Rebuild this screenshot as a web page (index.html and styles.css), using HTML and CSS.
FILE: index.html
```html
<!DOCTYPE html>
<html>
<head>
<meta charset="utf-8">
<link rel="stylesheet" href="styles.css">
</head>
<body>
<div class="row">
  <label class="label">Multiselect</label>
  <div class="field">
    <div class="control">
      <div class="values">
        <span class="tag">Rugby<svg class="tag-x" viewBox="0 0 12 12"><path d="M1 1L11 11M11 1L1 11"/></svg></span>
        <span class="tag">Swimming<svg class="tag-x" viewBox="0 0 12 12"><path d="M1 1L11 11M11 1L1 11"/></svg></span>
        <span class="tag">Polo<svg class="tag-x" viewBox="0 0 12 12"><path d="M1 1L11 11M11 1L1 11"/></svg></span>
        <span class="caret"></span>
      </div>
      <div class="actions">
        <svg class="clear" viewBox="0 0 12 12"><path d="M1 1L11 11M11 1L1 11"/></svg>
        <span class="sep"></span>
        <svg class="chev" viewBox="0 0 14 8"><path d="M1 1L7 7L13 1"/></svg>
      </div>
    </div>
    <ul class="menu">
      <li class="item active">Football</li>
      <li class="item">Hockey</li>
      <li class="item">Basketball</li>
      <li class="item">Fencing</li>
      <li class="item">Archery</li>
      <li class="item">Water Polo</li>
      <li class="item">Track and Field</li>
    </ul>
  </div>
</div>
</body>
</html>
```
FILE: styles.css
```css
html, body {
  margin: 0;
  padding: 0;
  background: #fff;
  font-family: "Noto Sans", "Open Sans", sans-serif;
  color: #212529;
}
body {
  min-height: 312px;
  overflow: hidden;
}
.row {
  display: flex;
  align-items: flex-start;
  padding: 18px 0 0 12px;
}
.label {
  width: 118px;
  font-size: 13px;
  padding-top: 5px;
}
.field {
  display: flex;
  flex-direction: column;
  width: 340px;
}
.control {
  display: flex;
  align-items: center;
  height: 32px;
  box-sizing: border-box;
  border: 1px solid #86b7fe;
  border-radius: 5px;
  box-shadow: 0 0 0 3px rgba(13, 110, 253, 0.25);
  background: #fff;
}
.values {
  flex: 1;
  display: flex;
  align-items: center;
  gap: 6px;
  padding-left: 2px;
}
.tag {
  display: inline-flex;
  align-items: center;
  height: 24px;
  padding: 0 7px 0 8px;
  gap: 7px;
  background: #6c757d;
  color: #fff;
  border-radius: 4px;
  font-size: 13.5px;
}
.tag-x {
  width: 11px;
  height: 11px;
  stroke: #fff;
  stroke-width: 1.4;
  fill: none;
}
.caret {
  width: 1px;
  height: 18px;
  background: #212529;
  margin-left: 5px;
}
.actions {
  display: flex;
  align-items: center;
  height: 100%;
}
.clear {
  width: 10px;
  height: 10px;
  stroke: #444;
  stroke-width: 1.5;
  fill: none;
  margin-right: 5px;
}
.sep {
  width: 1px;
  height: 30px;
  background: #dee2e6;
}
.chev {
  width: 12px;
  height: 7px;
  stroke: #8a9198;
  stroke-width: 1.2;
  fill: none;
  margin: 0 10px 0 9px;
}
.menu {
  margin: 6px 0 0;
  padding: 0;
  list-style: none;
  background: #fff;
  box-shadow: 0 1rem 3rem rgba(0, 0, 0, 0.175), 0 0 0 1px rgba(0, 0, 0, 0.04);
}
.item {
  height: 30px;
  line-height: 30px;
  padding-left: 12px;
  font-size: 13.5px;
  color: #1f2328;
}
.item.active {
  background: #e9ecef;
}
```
──────────────────────────────
Check each line above for the string "index", then copy the ones that have it.

**Exercise response**
Rebuild this screenshot as a web page (index.html and styles.css), using HTML and CSS.
FILE: index.html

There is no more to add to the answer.